The Romanians in Bulgaria (Romanian: români or rumâni; Bulgarian: румънци, rumŭntsi, or власи, vlasi), are a small ethnic minority in Bulgaria. In the country, Romanians live in several northern regions, mostly along the Danube. This includes a region between the city of Vidin and the Timok river; these Romanians form a continuous community with the Romanian community in the Timok Valley of Serbia. Another region with a high density of Romanians is located between the towns of Oryahovo and Svishtov. Another goes from Tutrakan to the Bulgaria–Romania border at Northern Dobruja. There also are scattered groups of Romanians within the interior of Bulgaria, such as in Pleven or around Vratsa. The Romanians in Bulgaria are not recognized as a national minority, and they lack minority rights such as schools or churches in their own Romanian language. Many are subject to assimilation.
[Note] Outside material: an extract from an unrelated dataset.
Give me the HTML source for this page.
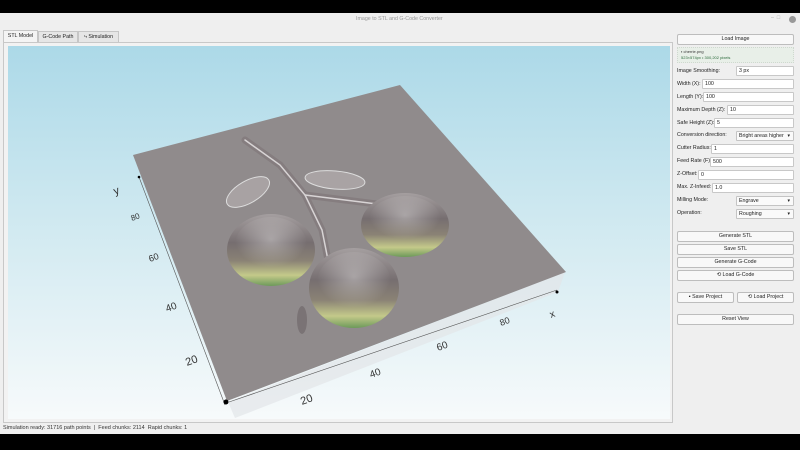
<!DOCTYPE html>
<html><head><style>
*{margin:0;padding:0;box-sizing:border-box}
body{width:800px;height:450px;background:#000;position:relative;overflow:hidden;font-family:"Liberation Sans",sans-serif;font-size:5.3px;color:#222}
.win{position:absolute;left:0;top:13px;width:800px;height:421px;background:#efefef}
.a{position:absolute}
.btn{position:absolute;left:677px;width:117px;height:11px;background:#f8f8f8;border:1px solid #bdbdbd;border-radius:2px;text-align:center;line-height:9px;font-size:5.3px;color:#222}
.lbl{position:absolute;left:677px;font-size:5.3px;line-height:9px;white-space:nowrap}
.inp{position:absolute;height:10px;background:#fff;border:1px solid #c8c8c8;border-radius:1px;right:6px;font-size:5.3px;line-height:8px;padding-left:2px}
.sel{position:absolute;left:736px;width:58px;height:10px;background:#fafafa;border:1px solid #c4c4c4;border-radius:1px;font-size:5.3px;line-height:8px;padding-left:2px;white-space:nowrap;overflow:hidden}
.sel:after{content:"▾";position:absolute;right:3px;top:0;font-size:5px;background:#fafafa}
.tab{position:absolute;top:31px;height:11px;border:1px solid #c6c6c6;border-bottom:none;background:#e6e6e6;font-size:5.3px;line-height:10px;text-align:center}
</style></head><body>
<div class="win">
<div class="a" style="left:356px;top:3px;color:#999;font-size:5.3px">Image to STL and G-Code Converter</div>
<div class="a" style="left:771px;top:2px;color:#aaa;font-size:5.3px">–&nbsp;&nbsp;□</div>
<div class="a" style="left:789px;top:3px;width:7px;height:7px;border-radius:50%;background:#999"></div>
</div>
<div class="tab" style="left:3px;width:35px;background:#f4f4f4;top:30px;height:12px">STL Model</div>
<div class="tab" style="left:38px;width:40px">G-Code Path</div>
<div class="tab" style="left:78px;width:41px">⤷ Simulation</div>
<div class="a" style="left:3px;top:42px;width:670px;height:381px;border:1px solid #c8c8c8;background:#f2f2f2"></div>
<svg class="a" style="left:8px;top:46px" width="662" height="373" viewBox="8 46 662 373">
<defs>
<linearGradient id="bg" x1="0" y1="0" x2="0" y2="1"><stop offset="0" stop-color="#acd9e8"/><stop offset="0.5" stop-color="#d2eaf1"/><stop offset="1" stop-color="#f7fafb"/></linearGradient>
<linearGradient id="ap" x1="0" y1="0" x2="0" y2="1"><stop offset="0" stop-color="#a59fa0"/><stop offset="0.4" stop-color="#766e70"/><stop offset="0.65" stop-color="#8a8275"/><stop offset="0.85" stop-color="#c4c98a"/><stop offset="1" stop-color="#6d9a5a"/></linearGradient>
<radialGradient id="hl" cx="0.5" cy="0.4" r="0.5"><stop offset="0" stop-color="#fff" stop-opacity="0.35"/><stop offset="1" stop-color="#fff" stop-opacity="0"/></radialGradient>
</defs>
<rect x="8" y="46" width="662" height="373" fill="url(#bg)"/>
<polygon points="228,402 565,272 558,292 235,418" fill="#e2e6e8" opacity="0.7"/>
<polygon points="133,155 400,85 566,272 227,401" fill="#908b8c"/>
<g stroke="#857d7f" stroke-width="7" fill="none" stroke-linecap="round">
<path d="M245 140 L280 165 L305 195 L322 230 L330 270"/>
<path d="M305 195 L385 205"/>
</g>
<g stroke="#d8d4d5" stroke-width="1.5" fill="none" stroke-linecap="round">
<path d="M245 140 L280 165 L305 195 L322 230 L330 270"/>
<path d="M305 195 L385 205"/>
</g>
<ellipse cx="248" cy="192" rx="24" ry="11" fill="#a8a2a3" stroke="#ddd" stroke-width="1" transform="rotate(-30 248 192)"/>
<ellipse cx="335" cy="180" rx="30" ry="9" fill="#a9a3a4" stroke="#ddd" stroke-width="1" transform="rotate(5 335 180)"/>
<ellipse cx="271" cy="250" rx="44" ry="36" fill="url(#ap)"/>
<ellipse cx="271" cy="245" rx="36" ry="28" fill="url(#hl)"/>
<ellipse cx="405" cy="225" rx="44" ry="32" fill="url(#ap)"/>
<ellipse cx="405" cy="220" rx="36" ry="24" fill="url(#hl)"/>
<ellipse cx="354" cy="288" rx="45" ry="40" fill="url(#ap)"/>
<ellipse cx="354" cy="283" rx="37" ry="31" fill="url(#hl)"/>
<ellipse cx="302" cy="320" rx="5" ry="14" fill="#7a7375"/>
<g stroke="#555" stroke-width="0.6" fill="none">
<path d="M139 177 L225 405"/>
<path d="M229 402 L557 290"/>
</g>
<circle cx="226" cy="402" r="2.5" fill="#000"/>
<circle cx="557" cy="292" r="1.5" fill="#000"/>
<circle cx="139" cy="177" r="1.3" fill="#000"/>
<g font-family="Liberation Sans" font-size="11" fill="#333">
<text x="115" y="195" transform="rotate(-20 115 195)">y</text>
<text x="132" y="221" font-size="8" transform="rotate(-20 132 221)">80</text>
<text x="150" y="262" font-size="9" transform="rotate(-20 150 262)">60</text>
<text x="167" y="312" font-size="10" transform="rotate(-20 167 312)">40</text>
<text x="187" y="366" font-size="11" transform="rotate(-20 187 366)">20</text>
<text x="302" y="405" font-size="11" transform="rotate(-20 302 405)">20</text>
<text x="371" y="378" font-size="10" transform="rotate(-20 371 378)">40</text>
<text x="438" y="351" font-size="10" transform="rotate(-20 438 351)">60</text>
<text x="501" y="326" font-size="9" transform="rotate(-20 501 326)">80</text>
<text x="551" y="318" font-size="10" transform="rotate(-20 551 318)">x</text>
</g>
</svg>
<div class="btn" style="top:34px">Load Image</div>
<div class="a" style="left:677px;top:47px;width:117px;height:16px;background:#e8efe8;border:1px dotted #cfd8cf;font-size:4px;line-height:6px;padding:1px 3px;color:#2a6a3a"><span style="color:#333">▪ cherrie.png</span><br>523×574px • 300,202 pixels</div>
<div class="lbl" style="top:67px">Image Smoothing:</div><div class="inp" style="left:736px;top:66px">3 px</div>
<div class="lbl" style="top:80px">Width (X):</div><div class="inp" style="left:702px;top:79px">100</div>
<div class="lbl" style="top:93px">Length (Y):</div><div class="inp" style="left:703px;top:92px">100</div>
<div class="lbl" style="top:106px">Maximum Depth (Z):</div><div class="inp" style="left:727px;top:105px">10</div>
<div class="lbl" style="top:119px">Safe Height (Z):</div><div class="inp" style="left:714px;top:118px">5</div>
<div class="lbl" style="top:131px">Conversion direction:</div><div class="sel" style="top:131px">Bright areas higher</div>
<div class="lbl" style="top:144px">Cutter Radius:</div><div class="inp" style="left:711px;top:144px">1</div>
<div class="lbl" style="top:157px">Feed Rate (F):</div><div class="inp" style="left:710px;top:157px">500</div>
<div class="lbl" style="top:170px">Z-Offset:</div><div class="inp" style="left:698px;top:170px">0</div>
<div class="lbl" style="top:183px">Max. Z-Infeed:</div><div class="inp" style="left:712px;top:183px">1.0</div>
<div class="lbl" style="top:196px">Milling Mode:</div><div class="sel" style="top:196px">Engrave</div>
<div class="lbl" style="top:209px">Operation:</div><div class="sel" style="top:209px">Roughing</div>
<div class="btn" style="top:231px">Generate STL</div>
<div class="btn" style="top:244px">Save STL</div>
<div class="btn" style="top:257px">Generate G-Code</div>
<div class="btn" style="top:270px">⟲ Load G-Code</div>
<div class="btn" style="top:292px;width:57px">▪ Save Project</div>
<div class="btn" style="top:292px;left:737px;width:57px">⟲ Load Project</div>
<div class="btn" style="top:314px">Reset View</div>
<div class="a" style="left:3px;top:425px;font-size:5.5px;color:#333">Simulation ready: 31716 path points &nbsp;| &nbsp;Feed chunks: 2114 &nbsp;Rapid chunks: 1</div>
</body></html>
In Bulgaria, the local Romanians are commonly referred to as "Vlachs". This term is also applied to the Aromanians of the country, as well as to Romanian-speaking Boyash Gypsies. The German linguist Gustav Weigand dealt in the most detailed and concrete way with the Vlach population south of the Danube. In 1905 he undertook a special trip through Bulgaria to establish where the Vlach settlements are located and to characterize their language. According to Weigand, the largest group of Vlach population moved to the Bulgarian lands in the 1830s, when the so-called Organic statute (1831), was introduced in Walachia, by virtue of which men were subject to mandatory military service. Using the data from the population census in the Principality of Bulgaria in 1900, he pointed out that, at the end of the 19th century, 86,000 Vlachs were registered in Bulgaria, of which 11,708 (about 15%) were born north of the river, which means that they moved south of the Danube in the second half of the 19th century.